§ Written task
Print the listing in its entirety and exactly, leaving out images.

§ Data lines
%%
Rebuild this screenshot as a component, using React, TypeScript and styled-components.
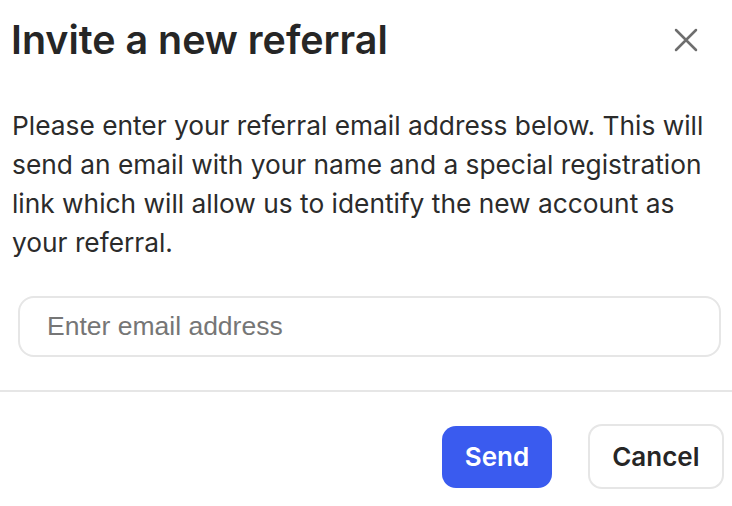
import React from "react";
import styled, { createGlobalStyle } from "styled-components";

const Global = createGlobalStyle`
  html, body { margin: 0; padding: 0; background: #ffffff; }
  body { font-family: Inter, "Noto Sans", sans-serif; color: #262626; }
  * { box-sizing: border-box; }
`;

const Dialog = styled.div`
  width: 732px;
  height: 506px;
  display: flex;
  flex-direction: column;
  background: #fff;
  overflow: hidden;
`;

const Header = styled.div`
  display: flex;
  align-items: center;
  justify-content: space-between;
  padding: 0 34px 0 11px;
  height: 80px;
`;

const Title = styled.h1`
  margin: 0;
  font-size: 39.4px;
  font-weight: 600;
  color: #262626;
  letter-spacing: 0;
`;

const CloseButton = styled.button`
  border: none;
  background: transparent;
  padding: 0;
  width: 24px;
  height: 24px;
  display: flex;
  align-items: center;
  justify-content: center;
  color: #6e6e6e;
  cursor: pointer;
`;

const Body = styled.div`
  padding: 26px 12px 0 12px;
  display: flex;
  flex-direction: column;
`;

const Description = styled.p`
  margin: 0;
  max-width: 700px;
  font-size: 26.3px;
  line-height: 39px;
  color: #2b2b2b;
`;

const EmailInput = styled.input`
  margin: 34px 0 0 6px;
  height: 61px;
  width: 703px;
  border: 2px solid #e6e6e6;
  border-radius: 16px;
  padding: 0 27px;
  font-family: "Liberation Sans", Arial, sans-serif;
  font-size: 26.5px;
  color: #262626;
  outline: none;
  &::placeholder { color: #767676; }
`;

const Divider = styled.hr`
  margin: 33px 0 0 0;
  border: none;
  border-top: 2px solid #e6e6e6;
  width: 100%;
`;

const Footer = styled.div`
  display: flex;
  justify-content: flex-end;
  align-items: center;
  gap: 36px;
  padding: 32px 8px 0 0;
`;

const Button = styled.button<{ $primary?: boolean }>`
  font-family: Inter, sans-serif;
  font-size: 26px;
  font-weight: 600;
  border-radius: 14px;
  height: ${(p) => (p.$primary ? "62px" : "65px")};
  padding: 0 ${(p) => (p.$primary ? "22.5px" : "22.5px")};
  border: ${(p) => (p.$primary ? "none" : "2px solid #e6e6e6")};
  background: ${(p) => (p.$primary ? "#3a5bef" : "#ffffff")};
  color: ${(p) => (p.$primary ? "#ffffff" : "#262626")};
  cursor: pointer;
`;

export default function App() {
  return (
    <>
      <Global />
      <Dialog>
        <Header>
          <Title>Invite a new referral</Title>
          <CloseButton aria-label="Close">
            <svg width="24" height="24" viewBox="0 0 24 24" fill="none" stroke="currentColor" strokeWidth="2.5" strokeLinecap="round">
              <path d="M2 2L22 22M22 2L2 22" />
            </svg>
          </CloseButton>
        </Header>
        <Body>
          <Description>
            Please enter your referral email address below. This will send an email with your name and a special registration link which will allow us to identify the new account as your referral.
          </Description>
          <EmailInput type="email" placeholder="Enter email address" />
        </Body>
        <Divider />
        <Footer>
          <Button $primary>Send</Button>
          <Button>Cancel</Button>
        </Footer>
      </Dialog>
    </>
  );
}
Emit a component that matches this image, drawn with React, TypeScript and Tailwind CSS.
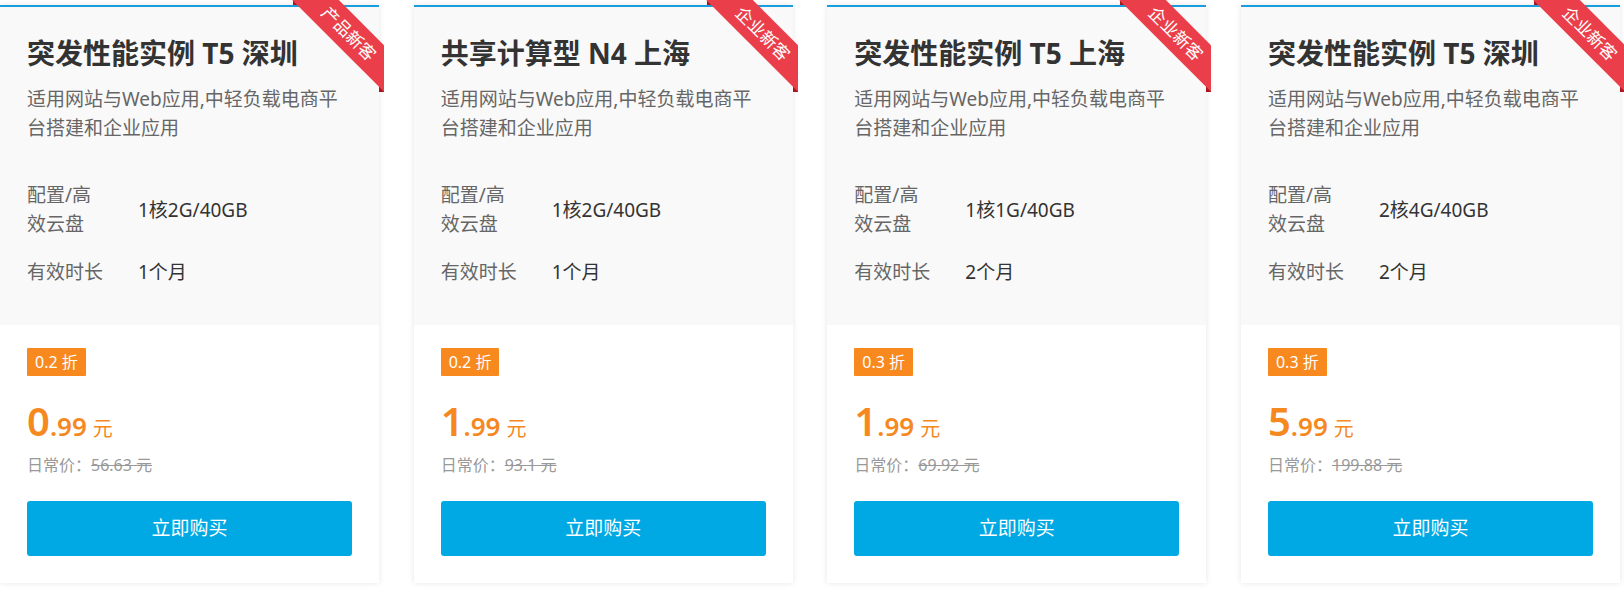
%%
§ Solution to the problem
Rebuild this screenshot as a component, using React, TypeScript and styled-components.
import React from "react";
import styled, { createGlobalStyle } from "styled-components";

const Global = createGlobalStyle`
  html, body { margin: 0; padding: 0; background: #ffffff; }
  body { font-family: Inter, "Noto Sans", sans-serif; color: #262626; }
  * { box-sizing: border-box; }
`;

const Dialog = styled.div`
  width: 732px;
  height: 506px;
  display: flex;
  flex-direction: column;
  background: #fff;
  overflow: hidden;
`;

const Header = styled.div`
  display: flex;
  align-items: center;
  justify-content: space-between;
  padding: 0 34px 0 11px;
  height: 80px;
`;

const Title = styled.h1`
  margin: 0;
  font-size: 39.4px;
  font-weight: 600;
  color: #262626;
  letter-spacing: 0;
`;

const CloseButton = styled.button`
  border: none;
  background: transparent;
  padding: 0;
  width: 24px;
  height: 24px;
  display: flex;
  align-items: center;
  justify-content: center;
  color: #6e6e6e;
  cursor: pointer;
`;

const Body = styled.div`
  padding: 26px 12px 0 12px;
  display: flex;
  flex-direction: column;
`;

const Description = styled.p`
  margin: 0;
  max-width: 700px;
  font-size: 26.3px;
  line-height: 39px;
  color: #2b2b2b;
`;

const EmailInput = styled.input`
  margin: 34px 0 0 6px;
  height: 61px;
  width: 703px;
  border: 2px solid #e6e6e6;
  border-radius: 16px;
  padding: 0 27px;
  font-family: "Liberation Sans", Arial, sans-serif;
  font-size: 26.5px;
  color: #262626;
  outline: none;
  &::placeholder { color: #767676; }
`;

const Divider = styled.hr`
  margin: 33px 0 0 0;
  border: none;
  border-top: 2px solid #e6e6e6;
  width: 100%;
`;

const Footer = styled.div`
  display: flex;
  justify-content: flex-end;
  align-items: center;
  gap: 36px;
  padding: 32px 8px 0 0;
`;

const Button = styled.button<{ $primary?: boolean }>`
  font-family: Inter, sans-serif;
  font-size: 26px;
  font-weight: 600;
  border-radius: 14px;
  height: ${(p) => (p.$primary ? "62px" : "65px")};
  padding: 0 ${(p) => (p.$primary ? "22.5px" : "22.5px")};
  border: ${(p) => (p.$primary ? "none" : "2px solid #e6e6e6")};
  background: ${(p) => (p.$primary ? "#3a5bef" : "#ffffff")};
  color: ${(p) => (p.$primary ? "#ffffff" : "#262626")};
  cursor: pointer;
`;

export default function App() {
  return (
    <>
      <Global />
      <Dialog>
        <Header>
          <Title>Invite a new referral</Title>
          <CloseButton aria-label="Close">
            <svg width="24" height="24" viewBox="0 0 24 24" fill="none" stroke="currentColor" strokeWidth="2.5" strokeLinecap="round">
              <path d="M2 2L22 22M22 2L2 22" />
            </svg>
          </CloseButton>
        </Header>
        <Body>
          <Description>
            Please enter your referral email address below. This will send an email with your name and a special registration link which will allow us to identify the new account as your referral.
          </Description>
          <EmailInput type="email" placeholder="Enter email address" />
        </Body>
        <Divider />
        <Footer>
          <Button $primary>Send</Button>
          <Button>Cancel</Button>
        </Footer>
      </Dialog>
    </>
  );
}
Emit a component that matches this image, drawn with React, TypeScript and Tailwind CSS.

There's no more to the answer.